PROMPT => Restate the material word for word and leave out anything that is a picture.
+++ COLLECTED MATERIAL
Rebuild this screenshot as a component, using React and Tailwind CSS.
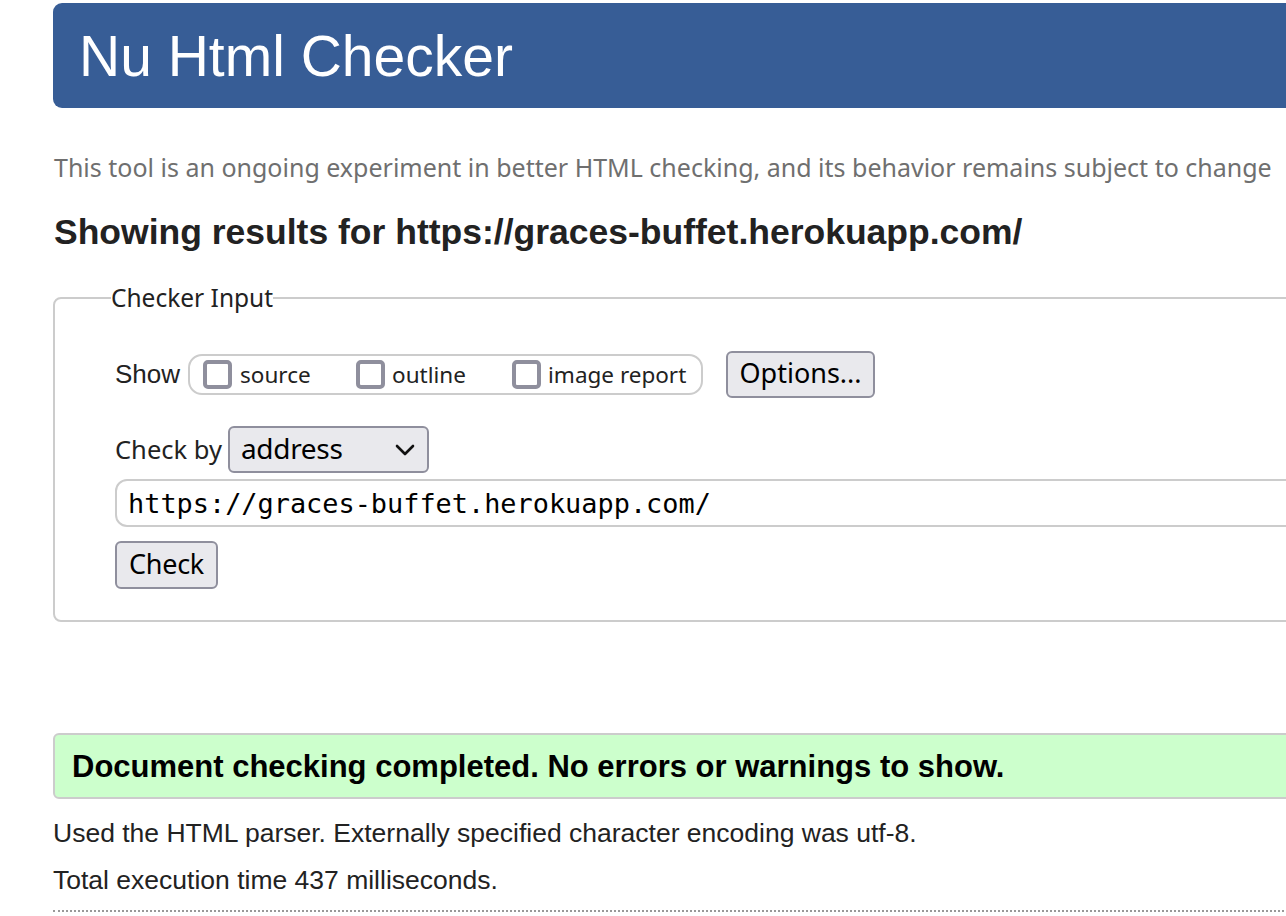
import React from "react";

function Box() {
  return (
    <span className="inline-block w-[29px] h-[29px] border-[4px] border-[#8f8f9d] rounded-[5px] bg-white shrink-0" />
  );
}

export default function App() {
  return (
    <div className="w-[1286px] h-[916px] overflow-hidden bg-white">
      <div className="pl-[53px] w-[1500px]">
        <div className="mt-[3px] h-[105px] bg-[#375d96] rounded-l-[9px] flex items-center pl-[26px]">
          <h1 className="text-white text-[57px] leading-none font-['Liberation_Sans',Arial,sans-serif] mt-[2px]">Nu Html Checker</h1>
        </div>

        <p className="mt-[42px] pl-px text-[#6f6f6f] text-[25px] leading-[34px] font-['Noto_Sans',sans-serif]">
          This tool is an ongoing experiment in better HTML checking, and its behavior remains subject to change
        </p>

        <h2 className="mt-[28px] pl-px text-[#222222] text-[35.5px] leading-[40px] font-bold font-['Liberation_Sans',Arial,sans-serif]">
          Showing results for https://graces-buffet.herokuapp.com/
        </h2>

        <fieldset className="mt-[30px] border-2 border-[#cccccc] rounded-l-[8px] pl-[60px] pr-4 h-[340px] font-['Noto_Sans',sans-serif]">
          <legend className="ml-[-4px] px-0 text-[24.5px] leading-[32px] text-[#222]">Checker Input</legend>

          <div className="mt-[37px] flex items-center">
            <span className="text-[26px] text-[#222] font-['Liberation_Sans',Arial,sans-serif] mr-[8px]">Show</span>
            <div className="h-[41px] w-[515px] border-2 border-[#cccccc] rounded-[14px] flex items-center pl-[13px]">
              <label className="flex items-center w-[153px]">
                <Box />
                <span className="ml-[8px] text-[22.5px] text-[#222]">source</span>
              </label>
              <label className="flex items-center w-[156px]">
                <Box />
                <span className="ml-[7px] text-[22.5px] text-[#222]">outline</span>
              </label>
              <label className="flex items-center">
                <Box />
                <span className="ml-[7px] text-[22.5px] text-[#222]">image report</span>
              </label>
            </div>
            <button className="ml-[23px] h-[47px] w-[149px] bg-[#e9e9ed] border-2 border-[#8f8f9d] rounded-[6px] text-[27px] text-black leading-none pb-[4px]">
              Options...
            </button>
          </div>

          <div className="mt-[28px] flex items-center">
            <span className="text-[25.5px] text-[#222] mr-[6px]">Check by</span>
            <div className="h-[47px] w-[201px] bg-[#e9e9ed] border-2 border-[#8f8f9d] rounded-[6px] flex items-center pl-[11px] pr-[12px] justify-between">
              <span className="text-[28px] text-black leading-none pb-[4px] tracking-[-0.3px]">address</span>
              <svg width="20" height="12" viewBox="0 0 20 12" fill="none">
                <path d="M2 2 L10 10 L18 2" stroke="#111" strokeWidth="2.6" strokeLinecap="round" strokeLinejoin="round" />
              </svg>
            </div>
          </div>

          <div className="mt-[6px] h-[48px] border-2 border-[#cccccc] rounded-l-[12px] flex items-center pl-[11px]">
            <span className="text-[26.9px] text-black font-['DejaVu_Sans_Mono',monospace] leading-none mt-[3px]">https://graces-buffet.herokuapp.com/</span>
          </div>

          <button className="mt-[14px] h-[48px] w-[103px] bg-[#e9e9ed] border-2 border-[#8f8f9d] rounded-[6px] text-[27px] text-black leading-none pb-[4px] tracking-[-0.3px]">
            Check
          </button>
        </fieldset>

        <div className="mt-[111px] h-[66px] bg-[#ccffcc] border-2 border-[#cccccc] rounded-l-[6px] flex items-center pl-[17px]">
          <span className="text-[31px] font-bold text-black font-['Liberation_Sans',Arial,sans-serif] mt-[3px]">
            Document checking completed. No errors or warnings to show.
          </span>
        </div>

        <p className="mt-[20px] text-[26.5px] leading-[28px] text-[#222] font-['Liberation_Sans',Arial,sans-serif]">
          Used the HTML parser. Externally specified character encoding was utf-8.
        </p>
        <p className="mt-[19px] text-[26.5px] leading-[28px] text-[#222] font-['Liberation_Sans',Arial,sans-serif]">
          Total execution time 437 milliseconds.
        </p>
        <div className="mt-[16px] border-t-2 border-dotted border-[#999999]" />
      </div>
    </div>
  );
}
++++++
TASK ANSWER =>
Rebuild this screenshot as a component, using React and Tailwind CSS.
import React from "react";

function Box() {
  return (
    <span className="inline-block w-[29px] h-[29px] border-[4px] border-[#8f8f9d] rounded-[5px] bg-white shrink-0" />
  );
}

export default function App() {
  return (
    <div className="w-[1286px] h-[916px] overflow-hidden bg-white">
      <div className="pl-[53px] w-[1500px]">
        <div className="mt-[3px] h-[105px] bg-[#375d96] rounded-l-[9px] flex items-center pl-[26px]">
          <h1 className="text-white text-[57px] leading-none font-['Liberation_Sans',Arial,sans-serif] mt-[2px]">Nu Html Checker</h1>
        </div>

        <p className="mt-[42px] pl-px text-[#6f6f6f] text-[25px] leading-[34px] font-['Noto_Sans',sans-serif]">
          This tool is an ongoing experiment in better HTML checking, and its behavior remains subject to change
        </p>

        <h2 className="mt-[28px] pl-px text-[#222222] text-[35.5px] leading-[40px] font-bold font-['Liberation_Sans',Arial,sans-serif]">
          Showing results for https://graces-buffet.herokuapp.com/
        </h2>

        <fieldset className="mt-[30px] border-2 border-[#cccccc] rounded-l-[8px] pl-[60px] pr-4 h-[340px] font-['Noto_Sans',sans-serif]">
          <legend className="ml-[-4px] px-0 text-[24.5px] leading-[32px] text-[#222]">Checker Input</legend>

          <div className="mt-[37px] flex items-center">
            <span className="text-[26px] text-[#222] font-['Liberation_Sans',Arial,sans-serif] mr-[8px]">Show</span>
            <div className="h-[41px] w-[515px] border-2 border-[#cccccc] rounded-[14px] flex items-center pl-[13px]">
              <label className="flex items-center w-[153px]">
                <Box />
                <span className="ml-[8px] text-[22.5px] text-[#222]">source</span>
              </label>
              <label className="flex items-center w-[156px]">
                <Box />
                <span className="ml-[7px] text-[22.5px] text-[#222]">outline</span>
              </label>
              <label className="flex items-center">
                <Box />
                <span className="ml-[7px] text-[22.5px] text-[#222]">image report</span>
              </label>
            </div>
            <button className="ml-[23px] h-[47px] w-[149px] bg-[#e9e9ed] border-2 border-[#8f8f9d] rounded-[6px] text-[27px] text-black leading-none pb-[4px]">
              Options...
            </button>
          </div>

          <div className="mt-[28px] flex items-center">
            <span className="text-[25.5px] text-[#222] mr-[6px]">Check by</span>
            <div className="h-[47px] w-[201px] bg-[#e9e9ed] border-2 border-[#8f8f9d] rounded-[6px] flex items-center pl-[11px] pr-[12px] justify-between">
              <span className="text-[28px] text-black leading-none pb-[4px] tracking-[-0.3px]">address</span>
              <svg width="20" height="12" viewBox="0 0 20 12" fill="none">
                <path d="M2 2 L10 10 L18 2" stroke="#111" strokeWidth="2.6" strokeLinecap="round" strokeLinejoin="round" />
              </svg>
            </div>
          </div>

          <div className="mt-[6px] h-[48px] border-2 border-[#cccccc] rounded-l-[12px] flex items-center pl-[11px]">
            <span className="text-[26.9px] text-black font-['DejaVu_Sans_Mono',monospace] leading-none mt-[3px]">https://graces-buffet.herokuapp.com/</span>
          </div>

          <button className="mt-[14px] h-[48px] w-[103px] bg-[#e9e9ed] border-2 border-[#8f8f9d] rounded-[6px] text-[27px] text-black leading-none pb-[4px] tracking-[-0.3px]">
            Check
          </button>
        </fieldset>

        <div className="mt-[111px] h-[66px] bg-[#ccffcc] border-2 border-[#cccccc] rounded-l-[6px] flex items-center pl-[17px]">
          <span className="text-[31px] font-bold text-black font-['Liberation_Sans',Arial,sans-serif] mt-[3px]">
            Document checking completed. No errors or warnings to show.
          </span>
        </div>

        <p className="mt-[20px] text-[26.5px] leading-[28px] text-[#222] font-['Liberation_Sans',Arial,sans-serif]">
          Used the HTML parser. Externally specified character encoding was utf-8.
        </p>
        <p className="mt-[19px] text-[26.5px] leading-[28px] text-[#222] font-['Liberation_Sans',Arial,sans-serif]">
          Total execution time 437 milliseconds.
        </p>
        <div className="mt-[16px] border-t-2 border-dotted border-[#999999]" />
      </div>
    </div>
  );
}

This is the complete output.